Negli aspri combattimenti tra il 15 ed il 23 luglio le truppe di Albricci tennero complessivamente un ottimo comportamento, assolvendo ai propri compiti in continuo coordinamento con i francesi. Riuscirono a bloccare l’offensiva tedesca tendente a conquistare Eparnay, evitando così l’aggiramento di Reims. Il prezzo per gli italiani fu però altissimo: 10.915 uomini tra morti e feriti, quasi un terzo dell’organico del Corpo d’armata.

Lo schieramento italiano nella zona dell’Ardre il 15 luglio 1918

Luigi Pellicioni cadde in combattimento all’inizio dell’attacco tedesco il 15 luglio. Faceva parte del 90. Reggimento Fanteria. Egli è seppellito nel Cimitero Militare Italiano e Parco delle Rimembranze di Bligny in Francia. Il cimitero fu costruito nel 1931 su un’area concessa in uso perpetuo all’Italia. Raccoglie le spoglie mortali di 4.421 soldati italiani (dati Consolato Generale d’Italia – Metz). La maggior parte di questi sono militari del II Corpo d’Armata italiano in Francia del generale Alberico Albricci. E’ il più grande Cimitero militare italiano della Grande Guerra in Francia.
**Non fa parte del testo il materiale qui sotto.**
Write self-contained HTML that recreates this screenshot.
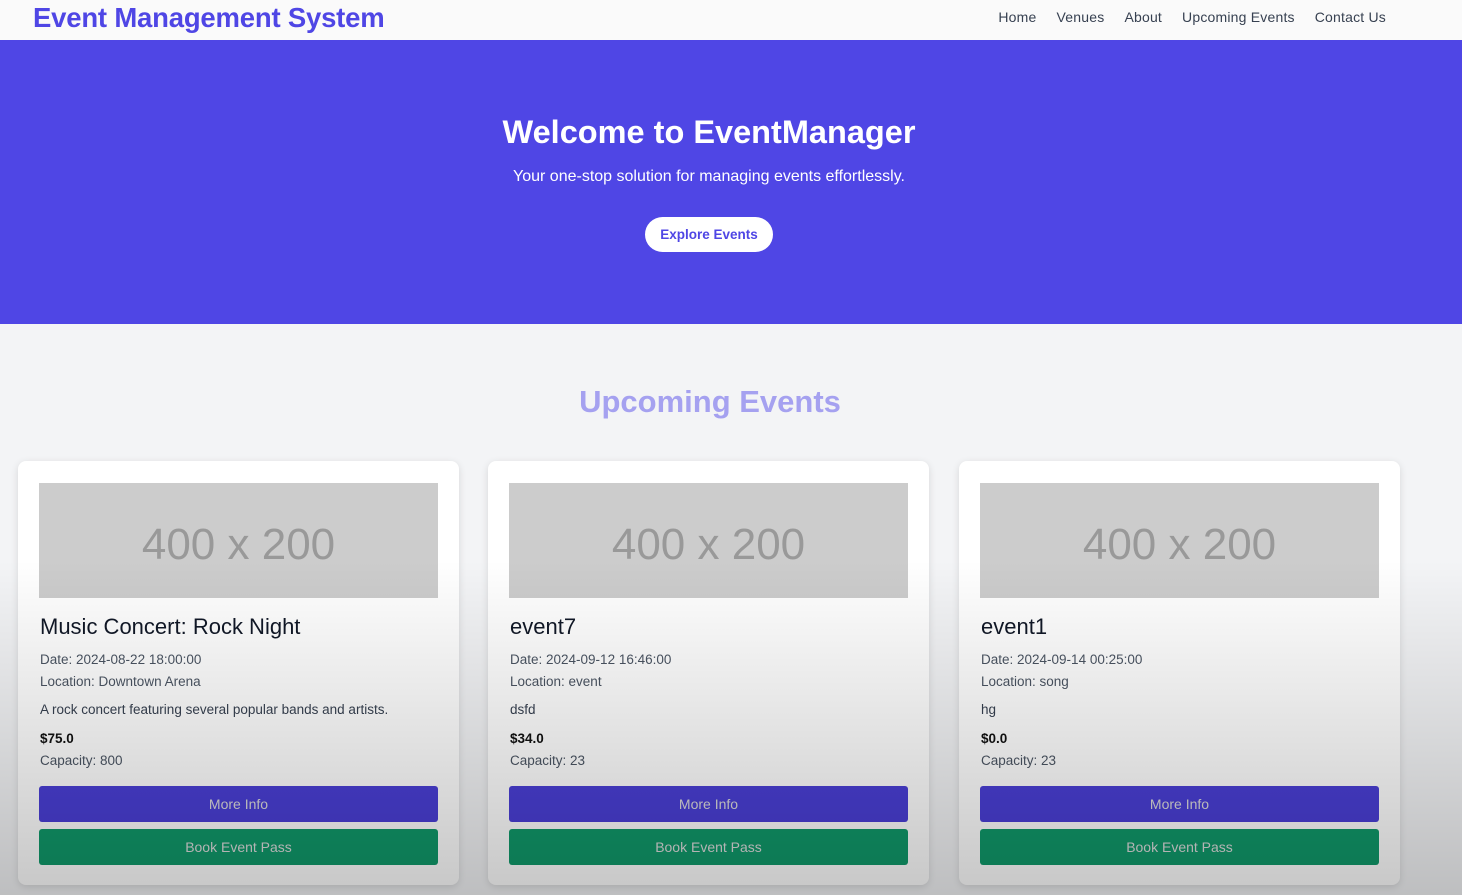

Il cimitero militare italiano a Bligny

Pellicioni è dunque uno dei quasi 700 militari riminesi caduti, sui vari fronti, nel corso della Prima Guerra Mondiale. Fa parte di quei 650.000 militari italiani morti nel conflitto (i feriti furono altri 947.000) sul totale di 5.615.000 giovani italiani arruolati nel corso degli anni di guerra. In gran parte, come Pellicioni, provenienti dal mondo contadino.

A 105 anni dalla sua morte, grazie a questi due documenti ritrovati nell’archivio di Ricci, ci è piaciuto provare di ricostruire la biografia, seppur in modo molto parziale, di uno dei tanti che caddero al servizio della Patria. Non certamente Eroi, ma necessariamente Uomini.